When the pre-need industry succumbed to a mismanagement-spawned financial crisis that threatened to wipe out the hard-earned investments of hundreds of thousands of consumers, Mar filed the Pre-Need Act of 2005 to improve and strengthen industry regulation and safeguard consumer interest. His leadership continues to provide to provide a sense of security and hope to pre-need plan holders.
Mar has also been a staunch advocate of information and communications technology as a tool for national progress. Hailed as the “Father of the Call Center and Business Process Outsourcing Industries,” he recognized and cultivated the potential of the Philippines as a global e-services hub.
As trade and industry secretary, he launched the “Make IT Philippines” project and organized the first IT-enabled services (ITES) road show to the US, which drew the biggest global industry names to invest in the country, creating thousands of jobs for Filipino workers.
Mar also implemented the “PCs for Public Schools” project to provide wider IT access to students and educators. To date, the program has distributed over 30,000 computers to over 2,000 public schools nationwide, providing hands-on computer training to half a million students yearly.
Mar also authored the Omnibus Education Reform Bill, which seeks to strengthen the Philippine education system through interventions on the quality of teachers, the medium of instruction, and the evaluation of students’ aptitude, among others. Recognizing that the problem cannot be fixed overnight, he has called for a ten-year strategic educational reform agenda that would address the ills of the system and nurse it back to full health.
As the new Chairman of the Senate Committee on Education, Mar has vowed to pursue these wide-ranging reforms in the education system to address a steady decline in the quality of graduates and improve Filipinos’ ability to improve their lives.
In times of economic hardship, Mar has always acted with the interest of the people in mind. He has fought to “put the money back in people’s pockets,” as reflected in his stand on the suspension of the VAT on oil and the passage of his Law Exempting Minimum Wage Earners from Income Tax.
Following the global financial meltdown that has caused more than a million job losses in the United States alone, Mar has called for the realignment of the national budget in the face of the global financial crisis, believing that the 2009 budget drafted under “normalcy” assumptions times is not responsive to the socioeconomic challenges of the looming crisis situation.

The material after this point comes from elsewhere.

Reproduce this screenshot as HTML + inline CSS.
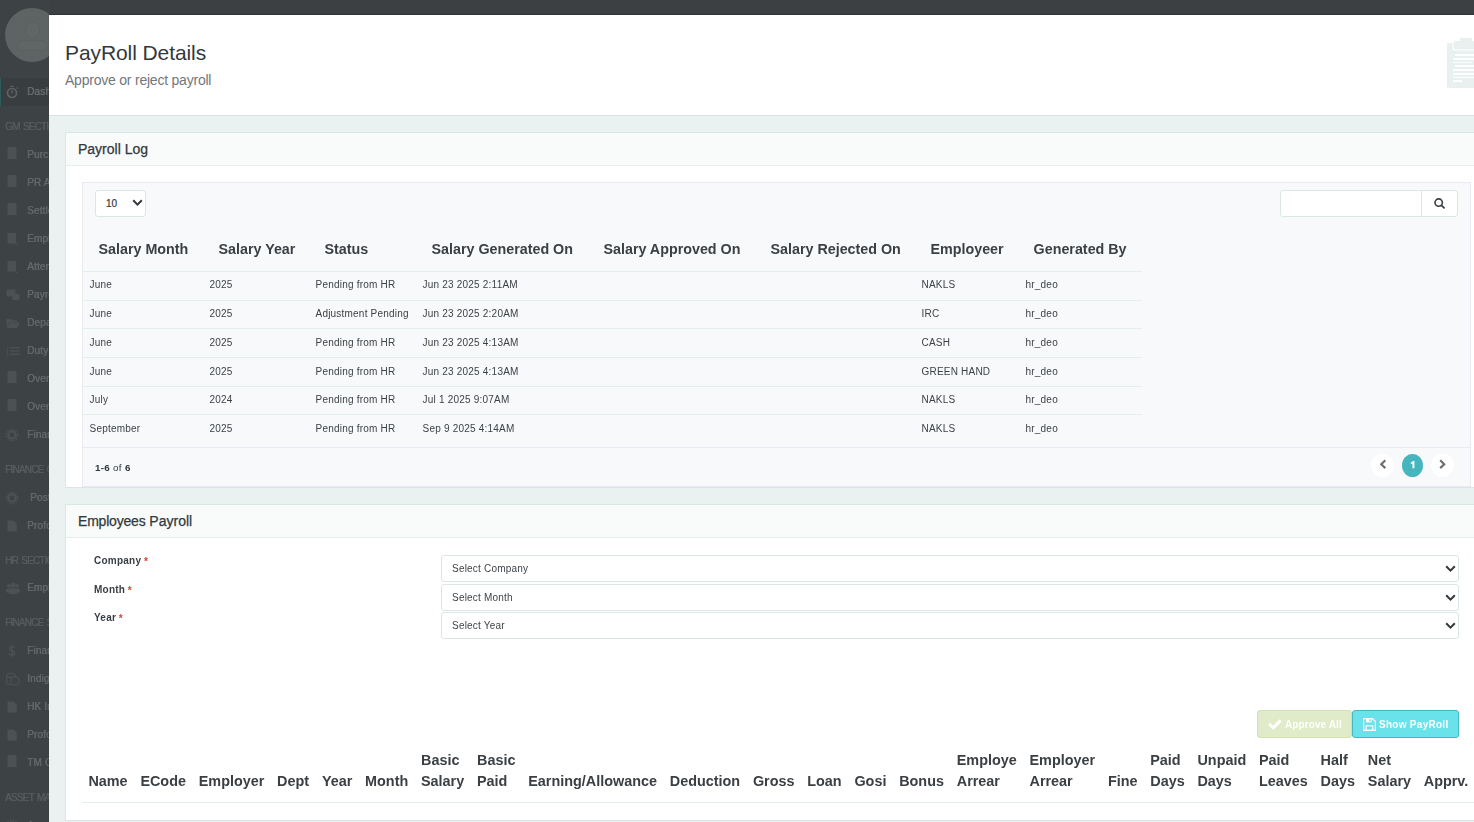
<!DOCTYPE html>
<html>
<head>
<meta charset="utf-8">
<title>PayRoll Details</title>
<style>
*{box-sizing:border-box;margin:0;padding:0}
html,body{width:1474px;height:822px;overflow:hidden;background:#3c4042;font-family:"Liberation Sans",sans-serif;color:#3a3f44}
.abs{position:absolute}
/* ---------- dimmed sidebar ---------- */
#side{position:absolute;left:0;top:0;width:49px;height:822px;background:#3d4244;overflow:hidden}
#side .avatar{position:absolute;left:5.3px;top:7.8px;width:54px;height:54px;border-radius:50%;background:#5e6364;overflow:hidden}
#side .avatar i{position:absolute;background:#606566;border:1px solid #5a5f60;border-radius:50%}
#side .active{position:absolute;left:0;top:78px;width:49px;height:28px;background:#383d3f;border-left:1px solid #2c5c5d}
#side .lbl{position:absolute;left:5px;font-size:10px;line-height:12px;color:#565b5d;white-space:nowrap;letter-spacing:-.8px;word-spacing:1.2px;will-change:transform;text-shadow:.4px 0 0 #565b5d}
#side .it{position:absolute;font-size:10px;letter-spacing:.15px;line-height:14px;color:#62686a;white-space:nowrap;will-change:transform;text-shadow:.4px 0 0 #62686a}
#side .ic{position:absolute}
#topbar{position:absolute;left:49px;top:0;width:1425px;height:15px;background:#3c4042}
/* ---------- modal ---------- */
#modal{position:absolute;left:49px;top:15px;width:1425px;height:807px;background:#e9f2f1;overflow:hidden;box-shadow:0 -1px 1px rgba(0,0,0,.16)}
#hdr{position:absolute;left:0;top:0;width:1425px;height:101px;background:#fff;border-bottom:1px solid #d5e5e3}
#hdr h1{position:absolute;left:16px;top:25px;font-size:21px;letter-spacing:-.09px;font-weight:400;line-height:26px;color:#33383c;white-space:nowrap}
#hdr p{position:absolute;left:16px;top:56px;font-size:14px;letter-spacing:-.22px;line-height:18px;color:#73777b;white-space:nowrap}
.panel{position:absolute;left:16px;width:1425px;background:#fff;border:1px solid #d9e8e6}
.panel .ph{position:absolute;left:0;top:0;width:100%;height:33px;background:#f9fbfb;border-bottom:1px solid #e3eeed}
.panel .ph span{position:absolute;left:12px;top:8px;font-size:14px;line-height:16px;color:#33383c;white-space:nowrap;-webkit-text-stroke:.25px #33383c}

/* ---------- grid (panel 1) ---------- */
#grid{position:absolute;left:16px;top:49px;width:1389px;height:305px;background:#f8f9fb;border:1px solid #e8eaf1}
.sel{position:absolute;background:#fff;border:1px solid #dbe7e6;border-radius:3px}
.chev{position:absolute}
#len{left:12px;top:7px;width:51px;height:27px}
#len span{position:absolute;left:10px;top:7px;font-size:10px;line-height:12px;color:#33383c;-webkit-text-stroke:.2px #33383c}
#srch{position:absolute;left:1197px;top:7px;width:142px;height:27px;background:#fff;border:1px solid #dbe7e6;border-radius:3px 0 0 3px}
#sbtn{position:absolute;left:1338px;top:7px;width:37px;height:27px;background:#fff;border:1px solid #dbe7e6;border-radius:0 3px 3px 0}
#tbl{position:absolute;left:0;top:40px;border-collapse:collapse;table-layout:fixed;width:1059px}
#tbl tr:last-child td{border-bottom:0}
#tbl th{font-size:14.3px;font-weight:700;text-align:left;padding:4px 0 0 15.5px;height:48px;line-height:16px;color:#3a3f44;white-space:nowrap;vertical-align:middle;border-bottom:1px solid #e4eeed}
#tbl td{font-size:10px;letter-spacing:.21px;padding:0 0 0 6.5px;line-height:14px;color:#3d4247;white-space:nowrap;vertical-align:middle;border-bottom:1px solid #e4eeed}
#foot{position:absolute;left:0;top:264px;width:1387px;height:39px;border-top:1px solid #e8eaf1}
#foot .cnt{position:absolute;left:12.4px;top:14px;letter-spacing:.3px;font-size:9.8px;line-height:12px;color:#33383c}
.pg{position:absolute;top:6px;width:23px;height:23px;border-radius:50%;background:#fff}
.pg svg{position:absolute;left:0;top:0}
.pg b{position:absolute;left:0;top:5px;width:21px;text-align:center;font-size:10px;line-height:12px;color:#fff}

/* ---------- panel 2 ---------- */
.flabel{position:absolute;left:28px;font-size:10px;letter-spacing:.23px;font-weight:700;line-height:12px;color:#3a3f44;white-space:nowrap}
.flabel i{font-style:normal;color:#e23b36;font-weight:700;position:relative;top:1px;left:-.3px}
.fsel{left:375px;width:1018px;height:27px}
.fsel span{position:absolute;left:9.6px;top:7px;font-size:10px;letter-spacing:.21px;line-height:12px;color:#3f4449;white-space:nowrap}
.fsel svg{left:1002.5px;top:8.5px}
.btn{position:absolute;top:205px;height:28px;border-radius:3px;border:1px solid;color:#fff;font-size:10.4px;font-weight:700;line-height:12px;white-space:nowrap}
.btn span{position:absolute;top:8px}
.btn svg{position:absolute}
#bApp{left:1191px;width:95px;background:#dfebc9;border-color:#cfe2b1}
#bShow{left:1286px;width:107px;background:#69e2ea;border-color:#45b8c1}
#tbl2{position:absolute;left:16px;top:236px;border-collapse:collapse;white-space:nowrap}
#tbl2 th{font-size:14.4px;font-weight:700;text-align:left;padding:0 6.4px 10px 6.4px;height:61px;line-height:21px;color:#3a3f44;vertical-align:bottom;border-bottom:1px solid #e4eeed}
.gs{will-change:transform}
#tbl tr.r1 td{padding-bottom:2px}
</style>
</head>
<body>
<div id="side">
  <div class="avatar"><i style="left:20px;top:13px;width:15px;height:18px"></i><i style="left:12px;top:32px;width:30px;height:11px;border-radius:6px 6px 3px 3px"></i></div>
  <div class="active"></div>
  <svg class="ic" style="left:5px;top:85px;color:#5e6365" width="14" height="14" viewBox="0 0 14 14" fill="currentColor"><circle cx="7" cy="8" r="4.5" fill="none" stroke="currentColor" stroke-width="1.7"/><rect x="6.3" y="5.2" width="1.4" height="3.6" rx=".7"/><rect x="5.2" y="0.8" width="3.6" height="1.1"/><rect x="11.2" y="2.6" width="1.6" height="1" transform="rotate(40 12 3)"/></svg><div class="it" style="left:27.3px;top:85px;color:#686e70">Dashboard</div>
  <div class="lbl" style="top:121px">GM SECTION</div>
  <svg class="ic" style="left:5px;top:147px;color:#4c5153" width="14" height="14" viewBox="0 0 14 14" fill="currentColor"><rect x="2.5" y="0" width="9" height="12" rx="0.8"/></svg><div class="it" style="left:27.3px;top:148px">Purchase</div>
  <svg class="ic" style="left:5px;top:175px;color:#4c5153" width="14" height="14" viewBox="0 0 14 14" fill="currentColor"><rect x="2.5" y="0" width="9" height="12" rx="0.8"/></svg><div class="it" style="left:27.3px;top:176px">PR Approval</div>
  <svg class="ic" style="left:5px;top:203px;color:#4c5153" width="14" height="14" viewBox="0 0 14 14" fill="currentColor"><rect x="2.5" y="0" width="9" height="12" rx="0.8"/></svg><div class="it" style="left:27.3px;top:204px">Settlement</div>
  <svg class="ic" style="left:5px;top:232px;color:#4c5153" width="14" height="14" viewBox="0 0 14 14" fill="currentColor"><rect x="2.5" y="1" width="8.5" height="10.5" rx="0.8"/><path d="M9 10 L12.5 13.2" stroke="currentColor" stroke-width="1.4"/></svg><div class="it" style="left:27.3px;top:232px">Employee</div>
  <svg class="ic" style="left:5px;top:260px;color:#4c5153" width="14" height="14" viewBox="0 0 14 14" fill="currentColor"><rect x="2.5" y="1" width="8.5" height="10.5" rx="0.8"/><path d="M9 10 L12.5 13.2" stroke="currentColor" stroke-width="1.4"/></svg><div class="it" style="left:27.3px;top:260px">Attendance</div>
  <svg class="ic" style="left:6px;top:288px;color:#4c5153" width="14" height="14" viewBox="0 0 14 14" fill="currentColor"><rect x="0.5" y="1.5" width="9" height="7" rx="1.2"/><rect x="6.5" y="6" width="7" height="6" rx="1.2"/></svg><div class="it" style="left:27.3px;top:288px">Payroll</div>
  <svg class="ic" style="left:6px;top:316px;color:#4c5153" width="14" height="14" viewBox="0 0 14 14" fill="currentColor"><path d="M0.5 3 H5 L6 4.2 H11 V6 H3.5 L0.5 11.5 Z"/><path d="M3.8 6.6 H14 L11 12 H0.8 Z"/></svg><div class="it" style="left:27.3px;top:316px">Department</div>
  <svg class="ic" style="left:6px;top:344px;color:#4c5153" width="14" height="14" viewBox="0 0 14 14" fill="currentColor"><rect x="0.8" y="1.5" width="1.4" height="11" opacity=".6"/><rect x="4" y="3" width="9.5" height="1.4"/><rect x="4" y="6.3" width="9.5" height="1.4"/><rect x="4" y="9.6" width="9.5" height="1.4"/></svg><div class="it" style="left:27.3px;top:344px">Duty Roster</div>
  <svg class="ic" style="left:5px;top:371px;color:#4c5153" width="14" height="14" viewBox="0 0 14 14" fill="currentColor"><rect x="2.5" y="0" width="9" height="12" rx="0.8"/></svg><div class="it" style="left:27.3px;top:372px">Overtime</div>
  <svg class="ic" style="left:5px;top:399px;color:#4c5153" width="14" height="14" viewBox="0 0 14 14" fill="currentColor"><rect x="2.5" y="0" width="9" height="12" rx="0.8"/></svg><div class="it" style="left:27.3px;top:400px">Overtime</div>
  <svg class="ic" style="left:5px;top:428px;color:#4c5153" width="14" height="14" viewBox="0 0 14 14" fill="currentColor"><circle cx="7" cy="7" r="3.6" fill="none" stroke="currentColor" stroke-width="2.2"/><circle cx="7" cy="7" r="5.6" fill="none" stroke="currentColor" stroke-width="1.8" stroke-dasharray="1.7 1.23"/></svg><div class="it" style="left:27.3px;top:428px">Finance</div>
  <div class="lbl" style="top:464px">FINANCE CONTROL</div>
  <svg class="ic" style="left:5px;top:491px;color:#4c5153" width="14" height="14" viewBox="0 0 14 14" fill="currentColor"><circle cx="7" cy="7" r="3.6" fill="none" stroke="currentColor" stroke-width="2.2"/><circle cx="7" cy="7" r="5.6" fill="none" stroke="currentColor" stroke-width="1.8" stroke-dasharray="1.7 1.23"/></svg><div class="it" style="left:30.3px;top:491px">Posting</div>
  <svg class="ic" style="left:5px;top:519px;color:#4c5153" width="14" height="14" viewBox="0 0 14 14" fill="currentColor"><path d="M2.5 1.5 H8.5 L11.8 4.8 V12.5 H2.5 Z"/></svg><div class="it" style="left:27.3px;top:519px">Proforma</div>
  <div class="lbl" style="top:555px">HR SECTION</div>
  <svg class="ic" style="left:6px;top:581px;color:#4c5153" width="14" height="14" viewBox="0 0 14 14" fill="currentColor"><circle cx="7" cy="4" r="2.6"/><circle cx="2.8" cy="4.8" r="1.9"/><circle cx="11.2" cy="4.8" r="1.9"/><path d="M2.6 13 V9.6 Q2.6 7.2 5 7.2 H9 Q11.4 7.2 11.4 9.6 V13 Z"/><path d="M0 11.5 V9 Q0 7.4 1.6 7.4 H3 V11.5 Z M14 11.5 V9 Q14 7.4 12.4 7.4 H11 V11.5 Z"/></svg><div class="it" style="left:27.3px;top:581px">Employee</div>
  <div class="lbl" style="top:617px">FINANCE SECTION</div>
  <svg class="ic" style="left:5px;top:644px;color:#4c5153" width="14" height="14" viewBox="0 0 14 14" fill="currentColor"><path d="M9.6 4.2 Q9.4 2.6 7 2.6 Q4.6 2.6 4.6 4.6 Q4.6 6.2 7 6.8 Q9.6 7.4 9.6 9.2 Q9.6 11.2 7 11.2 Q4.4 11.2 4.2 9.4" fill="none" stroke="currentColor" stroke-width="1.4"/><rect x="6.4" y="0.8" width="1.2" height="12.4"/></svg><div class="it" style="left:27.3px;top:644px">Finance</div>
  <svg class="ic" style="left:6px;top:672px;color:#4c5153" width="14" height="14" viewBox="0 0 14 14" fill="currentColor"><ellipse cx="5" cy="3.4" rx="4.4" ry="2" fill="none" stroke="currentColor" stroke-width="1.2"/><path d="M0.6 3.4 V10.5 Q0.6 12.5 5 12.5" fill="none" stroke="currentColor" stroke-width="1.2"/><circle cx="9" cy="9" r="4.2" fill="none" stroke="currentColor" stroke-width="1.3"/></svg><div class="it" style="left:27.3px;top:672px">Indigo</div>
  <svg class="ic" style="left:5px;top:700px;color:#4c5153" width="14" height="14" viewBox="0 0 14 14" fill="currentColor"><path d="M2.5 1.5 H8.5 L11.8 4.8 V12.5 H2.5 Z"/></svg><div class="it" style="left:27.3px;top:700px">HK Invoice</div>
  <svg class="ic" style="left:5px;top:728px;color:#4c5153" width="14" height="14" viewBox="0 0 14 14" fill="currentColor"><path d="M2.5 1.5 H8.5 L11.8 4.8 V12.5 H2.5 Z"/></svg><div class="it" style="left:27.3px;top:728px">Proforma</div>
  <svg class="ic" style="left:5px;top:755px;color:#4c5153" width="14" height="14" viewBox="0 0 14 14" fill="currentColor"><rect x="2.5" y="0" width="9" height="12" rx="0.8"/></svg><div class="it" style="left:27.3px;top:756px">TM Control</div>
  <div class="lbl" style="top:792px">ASSET MANAGEMENT</div>
  <svg class="ic" style="left:5px;top:819px;color:#4c5153" width="14" height="14" viewBox="0 0 14 14" fill="currentColor"><circle cx="7" cy="7" r="3.6" fill="none" stroke="currentColor" stroke-width="2.2"/><circle cx="7" cy="7" r="5.6" fill="none" stroke="currentColor" stroke-width="1.8" stroke-dasharray="1.7 1.23"/></svg><div class="it" style="left:27.3px;top:819px">Assets</div>
</div>
<div id="topbar"></div>
<div id="modal">
  <div id="hdr">
    <h1>PayRoll Details</h1>
    <p>Approve or reject payroll</p>
    <svg style="position:absolute;left:1396px;top:22px" width="40" height="54" viewBox="0 0 40 54">
      <rect x="2" y="6" width="40" height="45" fill="#e8f1f0"/>
      <rect x="7.5" y="3.2" width="36" height="10.3" rx="2" fill="#fff"/>
      <rect x="8.6" y="4" width="34" height="8.4" rx="1.6" fill="#e8f1f0"/>
      <rect x="14.8" y="0.8" width="12.4" height="5" rx="1.5" fill="#e8f1f0"/>
      <g fill="#fff"><rect x="10" y="17" width="30" height="2"/><rect x="8" y="21" width="32" height="2"/><rect x="8" y="25" width="18.5" height="1"/><rect x="10" y="28" width="30" height="2"/><rect x="8" y="32" width="32" height="2"/><rect x="8" y="36" width="32" height="2"/><rect x="8" y="40" width="32" height="1"/><rect x="8" y="43" width="9" height="2"/></g>
    </svg>
  </div>
  <div class="panel" id="p1" style="top:117px;height:356px">
    <div class="ph"><span>Payroll Log</span></div>
    <div id="grid">
      <div class="sel" id="len"><span>10</span>
        <svg class="chev" style="left:35.5px;top:8.3px" width="11" height="8" viewBox="0 0 11 8"><path d="M1.2 1.2 L5.5 5.6 L9.8 1.2" fill="none" stroke="#33383c" stroke-width="2"/></svg>
      </div>
      <div id="srch"></div>
      <div id="sbtn"><svg style="position:absolute;left:11px;top:6px" width="14" height="14" viewBox="0 0 14 14"><circle cx="5.7" cy="5.6" r="3.7" fill="none" stroke="#3a3f44" stroke-width="1.6"/><path d="M8.4 8.3 L11.1 10.9" stroke="#3a3f44" stroke-width="1.7" stroke-linecap="round"/></svg></div>
      <table id="tbl" class="gs">
        <colgroup><col style="width:120px"><col style="width:106px"><col style="width:107px"><col style="width:172px"><col style="width:167px"><col style="width:160px"><col style="width:104px"><col style="width:123px"></colgroup>
        <tr><th>Salary Month</th><th>Salary Year</th><th>Status</th><th>Salary Generated On</th><th>Salary Approved On</th><th>Salary Rejected On</th><th>Employeer</th><th style="padding-left:14.6px">Generated By</th></tr>
        <tr class="r1" style="height:29px"><td>June</td><td>2025</td><td>Pending from HR</td><td>Jun 23 2025 2:11AM</td><td></td><td></td><td>NAKLS</td><td>hr_deo</td></tr>
        <tr style="height:28px"><td>June</td><td>2025</td><td>Adjustment Pending</td><td>Jun 23 2025 2:20AM</td><td></td><td></td><td>IRC</td><td>hr_deo</td></tr>
        <tr style="height:29px"><td>June</td><td>2025</td><td>Pending from HR</td><td>Jun 23 2025 4:13AM</td><td></td><td></td><td>CASH</td><td>hr_deo</td></tr>
        <tr style="height:29px"><td>June</td><td>2025</td><td>Pending from HR</td><td>Jun 23 2025 4:13AM</td><td></td><td></td><td>GREEN HAND</td><td>hr_deo</td></tr>
        <tr style="height:28px"><td>July</td><td>2024</td><td>Pending from HR</td><td>Jul 1 2025 9:07AM</td><td></td><td></td><td>NAKLS</td><td>hr_deo</td></tr>
        <tr style="height:30px"><td>September</td><td>2025</td><td>Pending from HR</td><td>Sep 9 2025 4:14AM</td><td></td><td></td><td>NAKLS</td><td>hr_deo</td></tr>
      </table>
      <div id="foot"><span class="cnt gs"><b>1-6</b> of <b>6</b></span>
        <div class="pg" style="left:1288px"><svg width="23" height="23" viewBox="0 0 23 23"><path d="M14.3 6.3 L10.3 10.2 L14.3 14.1" fill="none" stroke="#6f6f6f" stroke-width="2.2"/></svg></div>
        <div class="pg" style="left:1319px;width:21px;background:#47b5be"><svg width="21" height="23" viewBox="0 0 21 23"><path d="M12.4 7 V14.2 H10.5 V9.3 Q9.7 9.9 8.8 10.1 V8.6 Q10.3 8.1 11 7 Z" fill="#fff"/></svg></div>
        <div class="pg" style="left:1348px"><svg width="23" height="23" viewBox="0 0 23 23"><path d="M9.2 6.3 L13.2 10.2 L9.2 14.1" fill="none" stroke="#6f6f6f" stroke-width="2.2"/></svg></div>
      </div>
    </div>

  </div>
  <div class="panel" id="p2" style="top:489px;height:317px">
    <div class="ph"><span><span style="position:static;letter-spacing:-.2px">Employees</span> Payroll</span></div>
    <div class="flabel gs" style="top:50px">Company <i>*</i></div>
    <div class="flabel gs" style="top:79px">Month <i>*</i></div>
    <div class="flabel gs" style="top:107px">Year <i>*</i></div>
    <div class="sel fsel" style="top:50px"><span class="gs">Select Company</span><svg class="chev" width="11" height="8" viewBox="0 0 11 8"><path d="M1.2 1.2 L5.5 5.6 L9.8 1.2" fill="none" stroke="#33383c" stroke-width="2"/></svg></div>
    <div class="sel fsel" style="top:79px"><span class="gs">Select Month</span><svg class="chev" width="11" height="8" viewBox="0 0 11 8"><path d="M1.2 1.2 L5.5 5.6 L9.8 1.2" fill="none" stroke="#33383c" stroke-width="2"/></svg></div>
    <div class="sel fsel" style="top:107px"><span class="gs">Select Year</span><svg class="chev" width="11" height="8" viewBox="0 0 11 8"><path d="M1.2 1.2 L5.5 5.6 L9.8 1.2" fill="none" stroke="#33383c" stroke-width="2"/></svg></div>
    <div class="btn" id="bApp"><svg style="left:10px;top:8px" width="14" height="12" viewBox="0 0 14 12"><path d="M0 6 L2.2 3.8 L5.2 6.8 L11.6 0.3 L13.8 2.5 L5.2 11.1 Z" fill="#fff"/></svg><span style="left:27px;font-size:10px;letter-spacing:.1px">Approve All</span></div>
    <div class="btn" id="bShow"><svg style="left:10px;top:7px" width="14" height="14" viewBox="0 0 14 14"><path d="M0.6 0.6 H9.4 L12.4 3.6 V12.4 H0.6 Z" fill="none" stroke="#fff" stroke-width="1.2"/><rect x="3" y="0.6" width="5.6" height="3.8" fill="#fff"/><rect x="6.3" y="1.3" width="1.3" height="2.2" fill="#69e2ea"/><rect x="3.2" y="7.8" width="6.6" height="4.6" fill="none" stroke="#fff" stroke-width="1.2"/></svg><span style="left:26px;font-size:10px;letter-spacing:.28px">Show PayRoll</span></div>
    <table id="tbl2"><tr>
      <th>Name</th><th>ECode</th><th>Employer</th><th>Dept</th><th>Year</th><th>Month</th><th>Basic<br>Salary</th><th>Basic<br>Paid</th><th>Earning/Allowance</th><th>Deduction</th><th>Gross</th><th>Loan</th><th>Gosi</th><th>Bonus</th><th>Employe<br>Arrear</th><th>Employer<br>Arrear</th><th>Fine</th><th>Paid<br>Days</th><th>Unpaid<br>Days</th><th>Paid<br>Leaves</th><th>Half<br>Days</th><th>Net<br>Salary</th><th>Apprv.</th><th>Action</th>
    </tr></table>

  </div>
</div>
</body>
</html>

Mar has consistently pushed a paradigm shift in policy-making by rejecting the practice of incrementalism, which has resulted in “doing a little bit of everything to please everyone.” This mentality, he says, has caused gridlock in our political system, thus putting the country in stasis.
“Political will,” he has always believed, “is the discipline to say no.”
For Mar, the exercise of public leadership demands accountability and transparency. These ideals anchored his stand against the Memorandum of Agreement on Ancestral Domain between the Arroyo Administration and the Moro Islamic Liberation Front (MILF), which the Supreme Court declared unconstitutional, and in battling corruption in government such as the NBN-ZTE broadband deal, the P728-million fertilizer fund scam and the Euro General issue.
With the competence, vision, and passion to renew the social contract; armed with the legacy of his forebears; and with his heart in its right place, Mar has carved his own path as a national leader, one with a sense of mission and the courage of conviction to act on the most pressing issues that keep the Filipino people imprisoned in poverty and uncertainty.